Wednesday, July 10, 2013

Alan Jones on Holiness in Our Time: "Finding a Story That Sees the Planet as a Holy Place and Includes Everybody"

As a complement to the (admittedly dreary) postings about the canonization of John Paul II with which I'm peppering you these days, I thought I'd reach into another of my grab bags and pull out some insightful statements that have caught my attention over the years, about the theme of holiness. What constitutes holiness? What do people look for when they look for role models in the life of holiness?

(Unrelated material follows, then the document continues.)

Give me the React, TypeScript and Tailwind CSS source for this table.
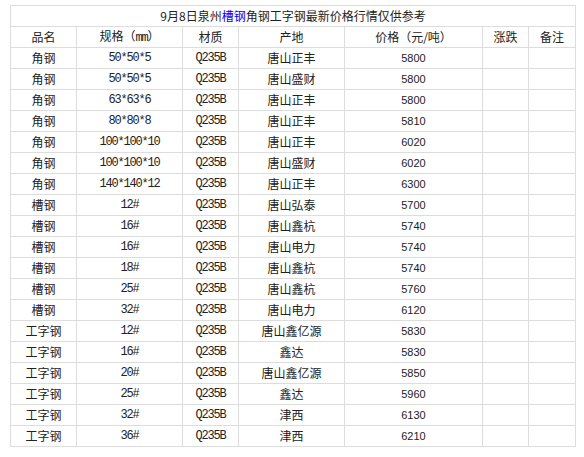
const rows: [string, string, string, string, string][] = [
  ["角钢", "50*50*5", "Q235B", "唐山正丰", "5800"],
  ["角钢", "50*50*5", "Q235B", "唐山盛财", "5800"],
  ["角钢", "63*63*6", "Q235B", "唐山正丰", "5800"],
  ["角钢", "80*80*8", "Q235B", "唐山正丰", "5810"],
  ["角钢", "100*100*10", "Q235B", "唐山正丰", "6020"],
  ["角钢", "100*100*10", "Q235B", "唐山盛财", "6020"],
  ["角钢", "140*140*12", "Q235B", "唐山正丰", "6300"],
  ["槽钢", "12#", "Q235B", "唐山弘泰", "5700"],
  ["槽钢", "16#", "Q235B", "唐山鑫杭", "5740"],
  ["槽钢", "16#", "Q235B", "唐山电力", "5740"],
  ["槽钢", "18#", "Q235B", "唐山鑫杭", "5740"],
  ["槽钢", "25#", "Q235B", "唐山鑫杭", "5760"],
  ["槽钢", "32#", "Q235B", "唐山电力", "6120"],
  ["工字钢", "12#", "Q235B", "唐山鑫亿源", "5830"],
  ["工字钢", "16#", "Q235B", "鑫达", "5830"],
  ["工字钢", "20#", "Q235B", "唐山鑫亿源", "5850"],
  ["工字钢", "25#", "Q235B", "鑫达", "5960"],
  ["工字钢", "32#", "Q235B", "津西", "6130"],
  ["工字钢", "36#", "Q235B", "津西", "6210"],
];

const cjk = "font-['Noto_Sans_CJK_SC',sans-serif] text-[12px]";
const mono = "font-['Liberation_Mono',monospace] text-[12px] tracking-[-1.2px]";
const num = "font-['Liberation_Sans',sans-serif] text-[11px]";
const td = "border border-[#dddddd] p-0 text-center align-middle leading-none";

export default function App() {
  return (
    <div className="min-h-[457px] w-[584px] bg-white pl-[10px] pt-[5px] text-[#222222]">
      <table className="w-[565px] table-fixed border-collapse">
        <colgroup>
          <col className="w-[66px]" />
          <col className="w-[106px]" />
          <col className="w-[56px]" />
          <col className="w-[106px]" />
          <col className="w-[138px]" />
          <col className="w-[46px]" />
          <col className="w-[47px]" />
        </colgroup>
        <tbody>
          <tr className="h-[21px]">
            <td colSpan={7} className={`${td} ${cjk}`}>
              9月8日泉州<span className="text-[#0000ee]">槽钢</span>角钢工字钢最新价格行情仅供参考
            </td>
          </tr>
          <tr className={`h-[21px] ${cjk}`}>
            <td className={td}>品名</td>
            <td className={td}>
              规格（<span className={mono}>mm</span>）
            </td>
            <td className={td}>材质</td>
            <td className={td}>产地</td>
            <td className={td}>价格（元/吨）</td>
            <td className={td}>涨跌</td>
            <td className={td}>备注</td>
          </tr>
          {rows.map((r, i) => (
            <tr key={i} className="h-[21px]">
              <td className={`${td} ${cjk}`}>{r[0]}</td>
              <td className={`${td} ${mono}`}>{r[1]}</td>
              <td className={`${td} ${mono}`}>{r[2]}</td>
              <td className={`${td} ${cjk}`}>{r[3]}</td>
              <td className={`${td} ${num}`}>{r[4]}</td>
              <td className={td}></td>
              <td className={td}></td>
            </tr>
          ))}
        </tbody>
      </table>
    </div>
  );
}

For many years now, I've kept an ongoing journal of passages that have struck me in what I've been reading at any particular moment. Today and for several days to come, I'm going to share some of these passages that have to do with sanctity, with holiness. The following is from Alan Jones, The Soul’s Journey: Exploring the Spiritual Life with Dante as Guide (San Francisco: Harper, 1995):

We need storytellers and mythmakers who can show us the way by finding a story that sees the planet as a holy place and includes everybody. The crucial question for the storyteller today is, What about the stranger, the alien, the poor, the weak—the other? What about the rage and pain of those who say No! to every attempt to tell a common story? 
Our own reality depends on our being able and willing to include others. Thomas Merton wrote, "The more I am able to affirm others, to say yes to them in myself, by discovering them in myself and myself in them, the more real I am. I am fully real if my heart says yes to everyone." This, in fact, is precisely Dante’s vision of heaven—the celebration of mutuality in a place where everyone is his unique self. I am reminded of James Joyce’s famous definition of the Catholic Church as "Here comes everybody!" . . .  Denying the stories and presence of others is to be on the road to hell. 
. . . Meanwhile, the others are crowding in and talking our space and demanding attention. The hitherto voiceless are demanding to be heard. Stories of heaven and hell revolve around our attitudes towards others. Jean-Paul Sartre’s famous phrase from No Exit is "L’enfer, c’est les autres" (Hell is other people). But what will God say to us when we go to him without the others? What about the others with whom we share the world? Hell is other people! Heaven is other people! It all depends on the tales we tell—the stories that shape our experience (pp. 18-19).